The regime change that occurred in Ukraine at the end of 2004, and the EU enlargement that made Ukraine an immediate neighbor of the EU since May 2004, urged both sides to reconsider their relations in both practical and conceptual terms. The revision would not be a simple task since the ‘big-bang’ had been planned long ago, with all the adjacent policies and documents, while the Orange revolution occurred unexpectedly, at least for the Europeans, brining many more difficult questions than easy answers to the agenda.

Ukrainians may once again become the ‘unwanted step-children’ of some grand continental events, this time—of the Great East European Revolution that swept away authoritarian regimes west of Ukraine in 1989 but reached Kyiv only with a regretful 15-year delay. The new Ukrainian authorities are supposed to take a pragmatic stance vis-à-vis the EU. On the one hand, they could and probably should remain critical of the EU policy towards Ukraine, pointing out, exactly as their predecessors, its short-sightedness and duplicity. Yet on the other hand, they should accept the proposed programs and mechanisms of cooperation, however feeble and superficial, and—unlike their predecessors—make proper use of these programs, putting an end to a weird ambiguity, at least on the Ukrainian side.

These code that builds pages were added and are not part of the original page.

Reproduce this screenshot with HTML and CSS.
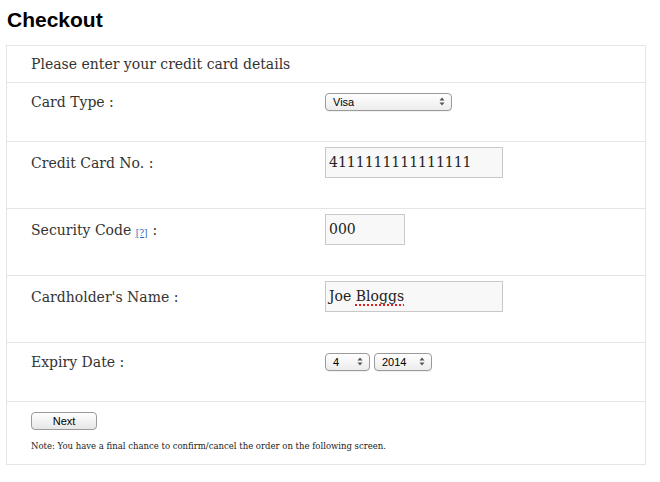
FILE: index.html
```html
<!DOCTYPE html>
<html>
<head>
<meta charset="utf-8">
<title>Checkout</title>
<link rel="stylesheet" href="styles.css">
</head>
<body>
<h1 class="title">Checkout</h1>
<div class="panel">
  <div class="intro">Please enter your credit card details</div>

  <div class="row row-short">
    <div class="label">Card Type :</div>
    <div class="control">
      <div class="select select-card"><span>Visa</span>
        <svg class="arrows" width="6" height="9" viewBox="0 0 6 9"><path d="M3 0.5 L5.5 3.5 H0.5 Z M3 8.5 L5.5 5.5 H0.5 Z" fill="#555"/></svg>
      </div>
    </div>
  </div>

  <div class="row">
    <div class="label">Credit Card No. :</div>
    <div class="control"><div class="field field-wide">4111111111111111</div></div>
  </div>

  <div class="row">
    <div class="label"><span>Security Code <a class="help" href="#">[?]</a>:</span></div>
    <div class="control"><div class="field field-small">000</div></div>
  </div>

  <div class="row">
    <div class="label">Cardholder's Name :</div>
    <div class="control"><div class="field field-wide">Joe <span class="spell">Bloggs</span></div></div>
  </div>

  <div class="row row-short">
    <div class="label">Expiry Date :</div>
    <div class="control">
      <div class="select select-month"><span>4</span>
        <svg class="arrows" width="6" height="9" viewBox="0 0 6 9"><path d="M3 0.5 L5.5 3.5 H0.5 Z M3 8.5 L5.5 5.5 H0.5 Z" fill="#555"/></svg>
      </div>
      <div class="select select-year"><span>2014</span>
        <svg class="arrows" width="6" height="9" viewBox="0 0 6 9"><path d="M3 0.5 L5.5 3.5 H0.5 Z M3 8.5 L5.5 5.5 H0.5 Z" fill="#555"/></svg>
      </div>
    </div>
  </div>

  <div class="footer">
    <button class="btn" type="button">Next</button>
    <p class="note">Note: You have a final chance to confirm/cancel the order on the following screen.</p>
  </div>
</div>
</body>
</html>
```
FILE: styles.css
```css
html, body {
  margin: 0;
  padding: 0;
  background: #fff;
}
body {
  padding: 0 14px 0 6px;
  font-family: "DejaVu Serif", "Liberation Serif", serif;
  color: #333;
}
.title {
  margin: 0 0 11px 1px;
  padding-top: 6px;
  font-family: "Liberation Sans", Arial, sans-serif;
  font-weight: bold;
  font-size: 21px;
  line-height: 28px;
  color: #000;
}
.panel {
  width: 640px;
  box-sizing: border-box;
  border: 1px solid #e5e5e5;
}
.intro {
  height: 37px;
  box-sizing: border-box;
  border-bottom: 1px solid #e5e5e5;
  padding-left: 24px;
  display: flex;
  align-items: center;
  font-size: 14px;
}
.row {
  height: 67px;
  box-sizing: border-box;
  border-bottom: 1px solid #e5e5e5;
  padding: 5px 0 0 24px;
  display: grid;
  grid-template-columns: 294px 1fr;
  align-items: start;
}
.row-short {
  height: 59px;
}
.label {
  font-size: 14px;
  height: 31px;
  display: flex;
  align-items: center;
}
.row-short .label {
  height: 27px;
}
.help {
  font-size: 9px;
  color: #2a6ebb;
  text-decoration: underline;
  margin: 0 5px 0 0;
  position: relative;
  top: 1px;
}
.control {
  display: flex;
  align-items: center;
  gap: 4px;
  height: 31px;
}
.row-short .control {
  height: 27px;
}
.field {
  height: 31px;
  box-sizing: border-box;
  border: 1px solid #c8c8c8;
  background: #f8f8f8;
  padding: 0 3px;
  line-height: 28px;
  font-size: 14px;
  color: #222;
  white-space: nowrap;
}
.field-wide { width: 178px; }
.field-small { width: 80px; }
.spell {
  text-decoration: underline dotted #e02020;
  text-decoration-thickness: 2px;
  text-underline-offset: 3px;
}
.select {
  height: 18px;
  box-sizing: border-box;
  border: 1px solid #9a9a9a;
  border-radius: 4px;
  background: linear-gradient(#ffffff, #ececec);
  display: flex;
  align-items: center;
  justify-content: space-between;
  padding: 0 6px 0 7px;
  font-family: "Liberation Sans", Arial, sans-serif;
  font-size: 11px;
  color: #000;
  box-shadow: 0 1px 0 rgba(0,0,0,0.05);
}
.select-card { width: 127px; }
.select-month { width: 45px; }
.select-year { width: 58px; }
.arrows { display: block; }
.footer {
  height: 62px;
  box-sizing: border-box;
  padding: 10px 0 0 24px;
}
.btn {
  display: block;
  width: 66px;
  height: 18px;
  box-sizing: border-box;
  border: 1px solid #9a9a9a;
  border-radius: 4px;
  background: linear-gradient(#ffffff, #e6e6e6);
  font-family: "Liberation Sans", Arial, sans-serif;
  font-size: 11px;
  color: #000;
  padding: 0;
  margin: 0;
}
.note {
  margin: 11px 0 0 0;
  font-size: 8.5px;
  color: #222;
}
```
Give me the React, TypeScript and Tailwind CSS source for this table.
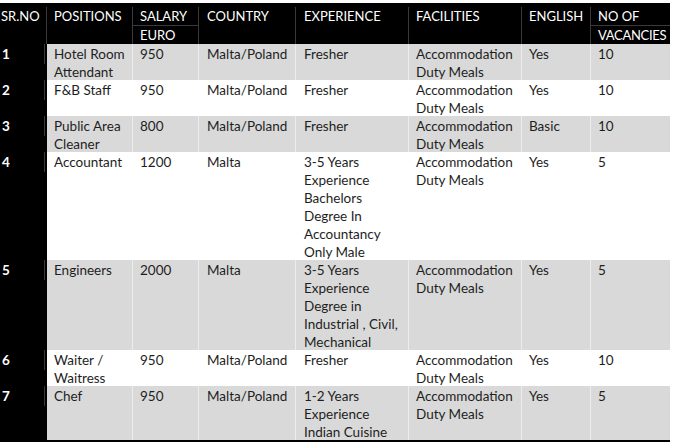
import React from 'react';

type Row = {
  no: string;
  position: string[];
  salary: string;
  country: string;
  experience: string[];
  english: string;
  vacancies: string;
  shaded: boolean;
};

const rows: Row[] = [
  { no: '1', position: ['Hotel Room', 'Attendant'], salary: '950', country: 'Malta/Poland', experience: ['Fresher'], english: 'Yes', vacancies: '10', shaded: true },
  { no: '2', position: ['F&B Staff'], salary: '950', country: 'Malta/Poland', experience: ['Fresher'], english: 'Yes', vacancies: '10', shaded: false },
  { no: '3', position: ['Public Area', 'Cleaner'], salary: '800', country: 'Malta/Poland', experience: ['Fresher'], english: 'Basic', vacancies: '10', shaded: true },
  { no: '4', position: ['Accountant'], salary: '1200', country: 'Malta', experience: ['3-5 Years', 'Experience', 'Bachelors', 'Degree In', 'Accountancy', 'Only Male'], english: 'Yes', vacancies: '5', shaded: false },
  { no: '5', position: ['Engineers'], salary: '2000', country: 'Malta', experience: ['3-5 Years', 'Experience', 'Degree in', 'Industrial , Civil,', 'Mechanical'], english: 'Yes', vacancies: '5', shaded: true },
  { no: '6', position: ['Waiter /', 'Waitress'], salary: '950', country: 'Malta/Poland', experience: ['Fresher'], english: 'Yes', vacancies: '10', shaded: false },
  { no: '7', position: ['Chef'], salary: '950', country: 'Malta/Poland', experience: ['1-2 Years', 'Experience', 'Indian Cuisine'], english: 'Yes', vacancies: '5', shaded: true },
];

const cols = 'grid grid-cols-[47px_86px_66px_97px_113px_113px_69px_79px]';
const cell = 'border-r border-white/50 translate-y-[1px]';
const head = 'border-r border-[#3a3a3a]';

const Lines: React.FC<{ lines: string[] }> = ({ lines }) => (
  <>
    {lines.map((l) => (
      <div key={l} className="whitespace-nowrap">{l}</div>
    ))}
  </>
);

const App: React.FC = () => {
  return (
    <div
      className="w-[680px] h-[442px] bg-white pt-[3px] overflow-hidden text-[13.5px] leading-[18px]"
      style={{ fontFamily: 'Lato, "Open Sans", sans-serif' }}
    >
      <div className="w-[670px]">
        {/* header */}
        <div className={`${cols} bg-black text-white text-[13px] h-[41px] pt-[4px]`}>
          <div className={`pl-[1px] ${head}`}>SR.NO</div>
          <div className={`pl-[7px] ${head}`}>POSITIONS</div>
          <div className={head}>
            <div className="pl-[7px] border-b border-[#3a3a3a]">SALARY</div>
            <div className="pl-[7px]">EURO</div>
          </div>
          <div className={`pl-[8px] ${head}`}>COUNTRY</div>
          <div className={`pl-[8px] ${head}`}>EXPERIENCE</div>
          <div className={`pl-[7px] ${head}`}>FACILITIES</div>
          <div className={`pl-[7px] ${head}`}>ENGLISH</div>
          <div>
            <div className="pl-[7px] border-b border-[#3a3a3a]">NO OF</div>
            <div className="pl-[7px] whitespace-nowrap tracking-[-0.3px]">VACANCIES</div>
          </div>
        </div>

        {/* body */}
        {rows.map((r) => (
          <div
            key={r.no}
            className={`${cols} text-[#1e1e1e] ${r.shaded ? 'bg-[#d9d9d9]' : 'bg-white'}`}
          >
            <div className="bg-black text-white font-bold pl-[2px] flex">
              <div className="w-[43px] border-r border-[#3a3a3a] h-[20px] pt-[1px]">{r.no}</div>
            </div>
            <div className={`pl-[7px] ${cell}`}><Lines lines={r.position} /></div>
            <div className={`pl-[7px] ${cell}`}>{r.salary}</div>
            <div className={`pl-[8px] ${cell}`}>{r.country}</div>
            <div className={`pl-[8px] ${cell}`}><Lines lines={r.experience} /></div>
            <div className={`pl-[7px] ${cell}`}>
              <div>Accommodation</div>
              <div>Duty Meals</div>
            </div>
            <div className={`pl-[7px] ${cell}`}>{r.english}</div>
            <div className="pl-[7px] translate-y-[1px]">{r.vacancies}</div>
          </div>
        ))}
        <div className="h-[4px] bg-black relative" />
      </div>
    </div>
  );
};

export default App;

In other words, they should put the ball in the EU’s court by completing all the required reforms and programs and exposing thereby the EU’s inadequate, biased and double-standard approach to Ukraine—as long as the EU denies Ukraine’s membership aspirations but accepts Turkish, Albanian, and Macedonian bids. At the moment, it seems to be the only option available for Ukrainians—to work hard, to improve the country’s image, and to press the West diplomatically with a hope that even the most reluctant Europeans will sooner or later run out of excuses for keeping a reformed and dynamic country outside.

It would take much time and even more effort from both Ukrainians and Europeans to come to terms with some simple truths and complicated reality. So far, the Ukrainian stance articulated by the President’s first aide looks quite measured and reasonable: “We agreed not to say ‘tomorrow’ while they [EU leaders] agreed not to say ‘never’.” It looks promising that the person assigned to coordinate Ukraine’s European integration began with sober self-criticism rather than anti-Brussels complaints and self-indulgence. “We have just entered the elementary school,” he reprimanded his fellow-countrymen half-jokingly, “and right away demand the university diploma!” ( Ukrayinska pravda, 21 February 2005).

The best answer the Europeans can make to this stance has been unofficially (as yet) formulated by the Polish President Aleksander Kwasniewski: “There is no argument not to open negotiations with Ukraine. The question is of time, of procedures, but not why or if” ( United Press International, 2 February 2005). Giscard d’Estaing and his colleagues may have a different opinion, but it is up to Ukrainians to prove they are wrong.

2005

1Quoted in “New Neighbourhood—New Association. Ukraine and the European Union at the beginning of the 21st century,” Policy Papers 6. Warsaw: Stefan Batory Foundation (March 2002): 11.

2As reported by Varfolomeyev, O. 2002. “The EU’s Unwanted Stranger?” Transition Online. July 12.

3Symptomatically, the geopolitical preferences of both Ukrainians and Russians in western Ukraine clearly differ from the geopolitical preferences of both Ukrainians and Russians in the east. In other words, “regional rather than ethnic affiliation determines geopolitical preferences” (Reznik, O. 2001. “Zovnishniopolitychni oriyentatsiyi naselennia,” in Vorona, V., Shulha, M. (eds.), Ukrayinske suspilstvo: desiat rokiv nezalezhnosti. Kyiv: Instytut sotsiolohiyi NANU: 243.

(4) ‘Eurasian’ Othering

The term ‘Eurasia’ has many meanings but all of them can be subsumed under two main rubrics. The first is purely geographical, referring to a formidable landmass stretching from the Atlantic to the Pacific and considering Europe and Asia as a single continental entity, with the former as a peninsula of the latter. The second meaning is much more versatile but in all its multi-faceted representations it refers typically to a Greater Russia, to some space dominated historically by the Russian Empire and its Soviet (and post-Soviet) reincarnation. The term is rather political, cultural, and ideological than purely geographical. It entails not only the idea of Russian political dominance, whether justified or not, whether legitimate (in terms of mission civilisatrice and/or ‘liberation’ of neighbors from somebody else) or illegitimate (in terms of imperial conquest and subjugation). It also promotes the idea of the cultural/civilizational peculiarity of the region, suggesting that it is neither Europe nor Asia but some mixture of both that represents a separate and very special ‘Eurasian’ civilization. Its essence is Russian culture—but rather imperial than national. The common imperial past and some imprints of Russian imperial culture are the only thing that draws together the nations that otherwise are worlds apart in all possible terms, like the Ukrainians and Turkmens, or the Moldovans and Chukchi, or the Belarusians and Buryats. It would be rather impossible to pack them all into one bag if there were not a common denominator—a Greater Russia.